You can also ignore the caramel vibes altogether, and use another sweetener of your choice.
I think the warmth and flavor of maple syrup or honey would be tasty. However, white sugar, agave or other mild sweeteners are fine too.
This recipe is easily made vegan. Make sure to use a dairy-free milk, and you’re good to go!
My preferred milks to use in lattes are soy milk and oat milk due to their creaminess and (fairly) mild flavors, though you can also use nut milk, coconut milk or rice milk.
If the milk you use isn’t luscious enough for your tastes, a splash of creamer or coconut cream doesn’t hurt!
For the toppings on the hot drink you see photographed in this post, I used whipped cream and cinnamon.
That being said, no toppings are needed at all (ie the iced version you see here).
Or, on the other end of the spectrum, you can really gild the lily and finish the latte with ice cream, chocolate sauce/shavings, caramel sauce, or anything else you can think of.
The typical topping you’d find on a Starbucks chestnut praline latte are little spiced praline, toffee-like bits. I forwent those on this drink, but feel free to add storebought toffee bits or make your own to garnish the top with.

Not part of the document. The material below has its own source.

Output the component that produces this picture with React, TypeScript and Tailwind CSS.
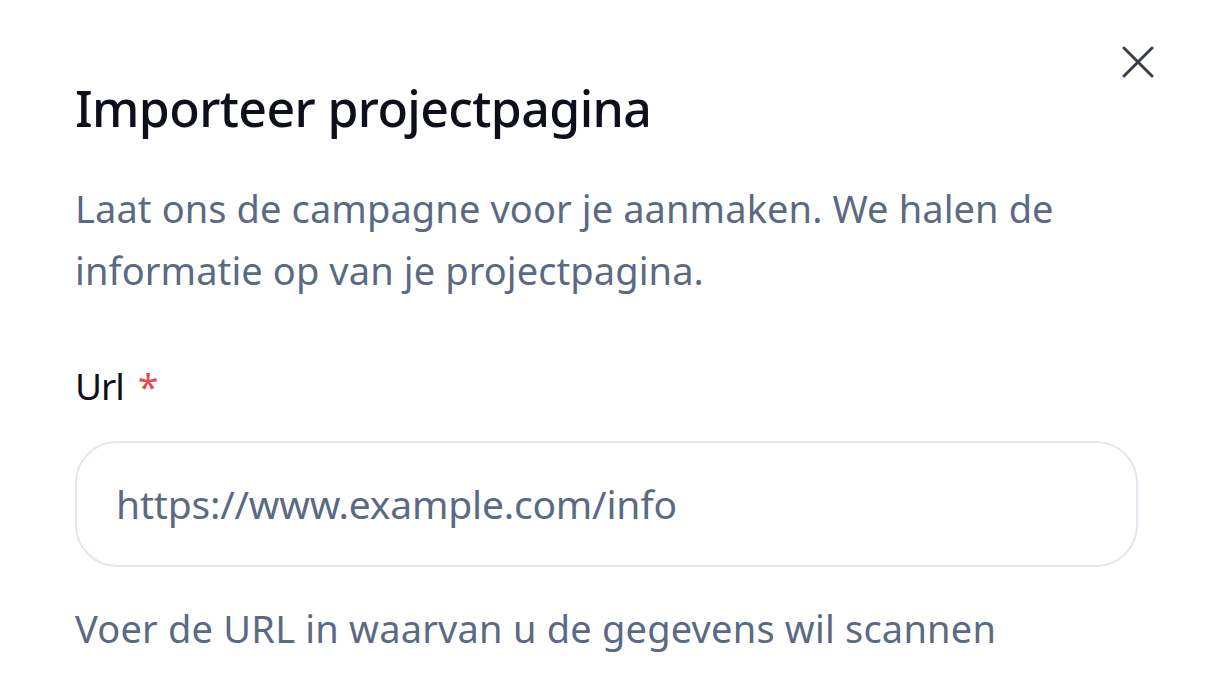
import React from "react";

export default function App() {
  return (
    <div className="w-[1212px] h-[680px] bg-white overflow-hidden relative" style={{ fontFamily: '"Noto Sans", sans-serif' }}>
      <button className="absolute left-[1118px] top-[42px] w-[40px] h-[40px] flex items-center justify-center text-[#3a3f4b]">
        <svg width="32" height="32" viewBox="0 0 32 32" fill="none" stroke="currentColor" strokeWidth="3" strokeLinecap="round">
          <path d="M2 2 L30 30 M30 2 L2 30" />
        </svg>
      </button>
      <div className="flex flex-col pl-[75px] pr-[75px] pt-[78px]">
        <h2 className="text-[50px] leading-[60px] font-medium text-[#0d0f1a] tracking-[-0.6px]">Importeer projectpagina</h2>
        <p className="mt-[39px] text-[38px] leading-[62px] text-[#5b6a84] tracking-[0.1px] w-[1050px]">
          Laat ons de campagne voor je aanmaken. We halen de informatie op van je projectpagina.
        </p>
        <label className="mt-[60px] text-[37px] leading-[50px] text-[#0d0f1a] tracking-[-1px] flex items-center">
          Url <span className="ml-[14px] text-[#e5484d]">*</span>
        </label>
        <div className="mt-[30px] w-[1063px] h-[126px] rounded-[42px] border-2 border-[#e2e8f0] flex items-center pl-[39px]">
          <span className="text-[39px] text-[#5b6a84] tracking-[-0.2px]">https://www.example.com/info</span>
        </div>
        <p className="mt-[36px] text-[38px] leading-[50px] text-[#5b6a84] tracking-[0.2px]">Voer de URL in waarvan u de gegevens wil scannen</p>
      </div>
    </div>
  );
}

- ¼ cup canned sweetened chestnuts
- ¾ cup milk
- 1 shot hot espresso
- 1 teaspoon brown sugar
- 1 pinch salt
- 1/16 teaspoon ground cinnamon
- 1/32 teaspoon ground cloves
- 1/32 teaspoon ground ginger
- Ice optional
In a high power blender, combine the chestnuts and half the milk. Blend until the chestnuts are super fine (ideally you won’t see any chunks), then stir in the rest of the milk.
Mix the espresso, sugar, salt and spices until the sugar is completely dissolved.
If you’re making an iced latte, fill a tall glass half full with ice, then pour in the milk and top off with the espresso. Stir before serving.
If you’re making a hot latte, heat the milk (if you used cold milk earlier), then combine with the espresso. Add more milk and/or water to taste if needed.
If you don’t have a high power blender, you can soften the chestnuts by cooking them more (microwave or stovetop) until they’re easily mashed using a fork.